Dance: Ezra Dickinson

Mother for you I made this

Various downtown locations; reservations required. 351-3238, velocitydancecenter.org. $12–$18. 8 p.m. Wed.–Sun. Ends May 19.

Ezra Dickinson’s new solo piece deals with some very dark subjects—his mother’s ongoing struggle with schizophrenia and the phone call when she told him she was living on the street. But it does so with such powerful sweetness that we are beguiled as well as saddened.

Raised in Bellingham, Dickinson would come to Seattle on the Greyhound bus to take classes at Pacific Northwest Ballet, and the now-boarded-up bus station is where we first see him, from a vantage point across the street. Mother for you I made this is a collection of vignettes, danced in public spaces downtown. We hear the score over headphones, a combination of natural sounds, text, and music by Paurl Walsh, broadcast from a purple rolling suitcase. We trail behind that piece of luggage through sidewalks, parking lots, alleys, and parks, as Dickinson dances in the kind of street environments where he envisions his mother having lived. He is a quixotic Pied Piper, and we are his willing followers.

Alongside his PNB training, Dickinson has a wide-ranging dance background, and much of it is on display here. A beautifully lofted balletic assemblé lands him at a street corner. Down the block, he weaves a long banner around a collection of birch trees like a shaman in a public park. We stop in the middle of an alley to watch a video: Dickinson and an eclectic group of dancers kicking trash like soccer balls, skittering around inside a chain-link fence, sneaking into a boarded-up building.
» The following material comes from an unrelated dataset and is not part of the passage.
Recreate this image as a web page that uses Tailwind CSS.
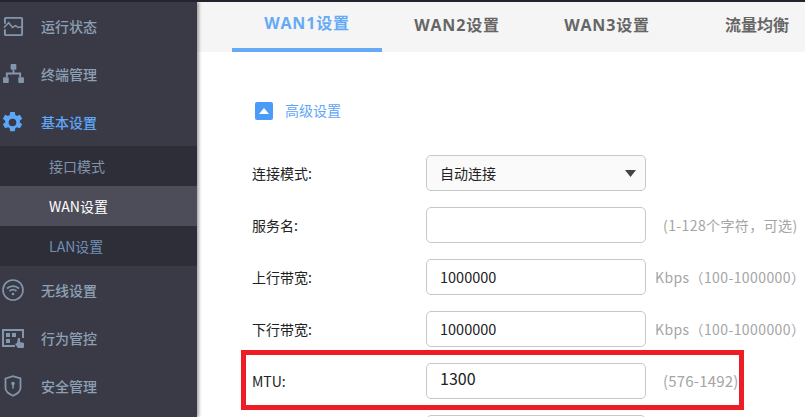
<!DOCTYPE html>
<html lang="zh">
<head>
<meta charset="utf-8">
<script src="https://cdn.jsdelivr.net/npm/@tailwindcss/browser@4"></script>
</head>
<body class="w-[805px] h-[417px] overflow-hidden bg-white font-['Noto_Sans_CJK_SC','Liberation_Sans',sans-serif]">
<div class="h-[2px] bg-[#24242e]"></div>
<div class="flex h-[415px] overflow-hidden">
  <aside class="w-[197px] shrink-0 h-full bg-[#3a3a46] text-[14px] shadow-[2px_0_3px_rgba(0,0,0,0.35)] relative z-10">
    <div class="h-12 flex items-center text-[#8ea0b5] font-medium">
      <div class="w-[41px] flex justify-center pr-[15px]">
        <svg class="w-[21px] h-[21px]" viewBox="0 0 22 22" fill="none" stroke="#8296ad" stroke-width="2"><path d="M2 8V3a1 1 0 0 1 1-1h16a1 1 0 0 1 1 1v16a1 1 0 0 1-1 1H3a1 1 0 0 1-1-1v-5"/><path d="M1 12l5-5 4 5 3-2 3 2 5-1" stroke-width="1.6"/></svg>
      </div>
      <span>运行状态</span>
    </div>
    <div class="h-12 flex items-center text-[#8ea0b5] font-medium">
      <div class="w-[41px] flex justify-center pr-[15px]">
        <svg class="w-[21px] h-[20px]" viewBox="0 0 22 21" fill="#8296ad"><rect x="8" y="0" width="6" height="6" rx="1"/><rect x="0" y="14" width="6" height="6" rx="1"/><rect x="16" y="14" width="6" height="6" rx="1"/><path d="M10 6h2v3h7v5h-2v-3H5v3H3V9h7z"/></svg>
      </div>
      <span>终端管理</span>
    </div>
    <div class="h-12 flex items-center text-[#5ea6f8] font-medium">
      <div class="w-[41px] flex justify-center pr-[16px]">
        <svg class="w-[23px] h-[23px]" viewBox="0 0 24 24" fill="#5ea6f8"><path fill-rule="evenodd" d="M14.400 1l.6 3.200 1.600.9 3.100-1.100 2.400 4.100-2.500 2.100v1.600l2.500 2.100-2.400 4.100-3.100-1.100-1.600.9-.6 3.200H9.600l-.6-3.200-1.600-.9-3.100 1.100-2.400-4.100 2.500-2.100v-1.600L1.900 8.100l2.400-4.100 3.100 1.100 1.600-.9.600-3.200zM12 8a4 4 0 1 0 0 8 4 4 0 0 0 0-8z"/></svg>
      </div>
      <span>基本设置</span>
    </div>
    <div class="bg-[#2e2e38]">
      <div class="h-10 flex items-center pl-[49px] text-[#7f93aa]">接口模式</div>
      <div class="h-10 flex items-center pl-[49px] text-white bg-[#4d4d59]">WAN设置</div>
      <div class="h-10 flex items-center pl-[49px] text-[#6f90b4]">LAN设置</div>
    </div>
    <div class="h-12 flex items-center text-[#8ea0b5] font-medium">
      <div class="w-[41px] flex justify-center pr-[15px]">
        <svg class="w-[22px] h-[22px]" viewBox="0 0 22 22" fill="none" stroke="#8296ad"><circle cx="11" cy="11" r="10" stroke-width="1.6"/><path d="M5 9.500a9 9 0 0 1 12 0M7.500 12a5.500 5.500 0 0 1 7 0" stroke-width="1.800"/><circle cx="11" cy="15" r="1.300" fill="#8296ad" stroke="none"/></svg>
      </div>
      <span>无线设置</span>
    </div>
    <div class="h-12 flex items-center text-[#8ea0b5] font-medium">
      <div class="w-[41px] flex justify-center pr-[15px]">
        <svg class="w-[23px] h-[19px]" viewBox="0 0 23 19" fill="none"><path d="M13 17H1V1h20v8" stroke="#8296ad" stroke-width="2"/><rect x="4" y="4" width="4" height="4" fill="#8296ad"/><rect x="10" y="4" width="4" height="4" fill="#8296ad"/><rect x="4" y="10" width="4" height="4" fill="#8296ad"/><path d="M16 9h2v4l4 1v4a1 1 0 0 1-1 1h-5l-3-4 2-1z" fill="#8296ad"/></svg>
      </div>
      <span>行为管控</span>
    </div>
    <div class="h-12 flex items-center text-[#8ea0b5] font-medium">
      <div class="w-[41px] flex justify-center pr-[15px]">
        <svg class="w-[18px] h-[22px]" viewBox="0 0 18 22" fill="none"><path d="M1.500 3.500L9 1.200l7.500 2.300v9.500c0 3.500-3.500 6-7.500 7.800-4-1.800-7.500-4.300-7.500-7.800z" stroke="#8296ad" stroke-width="1.800"/><circle cx="9" cy="8.500" r="1.800" fill="#8296ad"/><rect x="8.200" y="9" width="1.600" height="4.500" fill="#8296ad"/></svg>
      </div>
      <span>安全管理</span>
    </div>
  </aside>

  <main class="flex-1 min-w-0 h-full overflow-hidden relative">
    <div class="h-[50px] bg-[#f5f5f5] pl-[35px] flex overflow-hidden text-[16px] font-bold font-['Open_Sans','Noto_Sans_CJK_SC',sans-serif]">
      <div class="w-[150px] shrink-0 h-[50px] flex items-center justify-center pb-1 border-b-4 border-[#66aaf7] text-[#66aaf7] tracking-[0.8px]">WAN1设置</div>
      <div class="w-[150px] shrink-0 h-[50px] flex items-center justify-center pb-1 text-[#666] tracking-[0.8px]">WAN2设置</div>
      <div class="w-[150px] shrink-0 h-[50px] flex items-center justify-center pb-1 text-[#666] tracking-[0.8px]">WAN3设置</div>
      <div class="w-[150px] shrink-0 h-[50px] flex items-center justify-center pb-1 text-[#666]">流量均衡</div>
    </div>

    <div class="pl-[55px] pt-[50px]">
      <div class="flex items-center h-[18px] gap-[12px] pl-[3px] text-[14px] text-[#5ea6f8]">
        <span class="w-[18px] h-[18px] rounded-[2px] bg-[#4a9cf8] flex items-center justify-center">
          <svg class="w-[10px] h-[6px]" viewBox="0 0 10 6" fill="#fff"><path d="M5 0l5 6H0z"/></svg>
        </span>
        <span class="-mt-[2px]">高级设置</span>
      </div>
      <div class="mt-[35px] flex flex-col gap-4 text-[14px] text-[#222]">
        <div class="flex items-center h-9">
          <label class="w-[174px] shrink-0">连接模式:</label>
          <div class="w-[220px] h-9 shrink-0 border border-[#c8c8c8] rounded-[5px] bg-[#fafafa] flex items-center justify-between pl-[13px] pr-[9px]">
            <span>自动连接</span>
            <svg class="w-[11px] h-[7px]" viewBox="0 0 11 7" fill="#444"><path d="M0 0h11L5.500 7z"/></svg>
          </div>
        </div>
        <div class="flex items-center h-9">
          <label class="w-[174px] shrink-0">服务名:</label>
          <div class="w-[220px] h-9 shrink-0 border border-[#c8c8c8] rounded-[5px] bg-white"></div>
          <span class="ml-[17px] whitespace-nowrap text-[#a5a5a5] tracking-[0.4px]">(1-128个字符，可选)</span>
        </div>
        <div class="flex items-center h-9">
          <label class="w-[174px] shrink-0">上行带宽:</label>
          <div class="w-[220px] h-9 shrink-0 border border-[#c8c8c8] rounded-[5px] bg-white flex items-center pl-[13px] text-[14.5px]">1000000</div>
          <span class="ml-[9px] whitespace-nowrap text-[#a5a5a5] tracking-[0.4px]">Kbps（100-1000000）</span>
        </div>
        <div class="flex items-center h-9">
          <label class="w-[174px] shrink-0">下行带宽:</label>
          <div class="w-[220px] h-9 shrink-0 border border-[#c8c8c8] rounded-[5px] bg-white flex items-center pl-[13px] text-[14.5px]">1000000</div>
          <span class="ml-[9px] whitespace-nowrap text-[#a5a5a5] tracking-[0.4px]">Kbps（100-1000000）</span>
        </div>
        <div class="flex items-center h-9">
          <label class="w-[174px] shrink-0">MTU:</label>
          <div class="w-[220px] h-9 shrink-0 border border-[#c8c8c8] rounded-[5px] bg-white flex items-center pl-[13px] pb-[6px] text-[16px]">1300</div>
          <span class="ml-[17px] whitespace-nowrap text-[#a5a5a5] text-[15px] tracking-[0.2px]">(576-1492)</span>
        </div>
        <div class="flex items-center h-9">
          <div class="w-[174px] shrink-0"></div>
          <div class="w-[220px] h-9 shrink-0 border border-[#c8c8c8] rounded-[5px] bg-white"></div>
        </div>
      </div>
    </div>
    <div class="absolute left-[44px] top-[348px] w-[503px] h-[60px] border-[5px] border-[#ee1c25]"></div>
  </main>
</div>
</body>
</html>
Throughout the work he’s asking questions, of himself and of us, about our responsibilities to our families and to people in general: “Who will make a home for my mother? We have forgotten our loved ones.” As Dickinson takes us on a tour of life on the streets, we start to notice other pedestrians who are watching, and we wonder if any of them live in the spaces we’re just visiting. We look at the whole of the environment with the same attention we bring to the theater; we also see ourselves reflected in the windows of a passing bus.

The performance ends in a plaza near the bus station with a dance using a full-head, papiermâché dinosaur mask—the kind of fantastical play toy that his mother taught him to make. Perhaps because Dickinson identified himself as his mother’s son, we see him at least partially as a child, and that childhood acts as a protective buffer. When he curls up under a little patchwork blanket, it’s both charming and disturbing—a reminder that a childhood quilt won’t keep the rain out.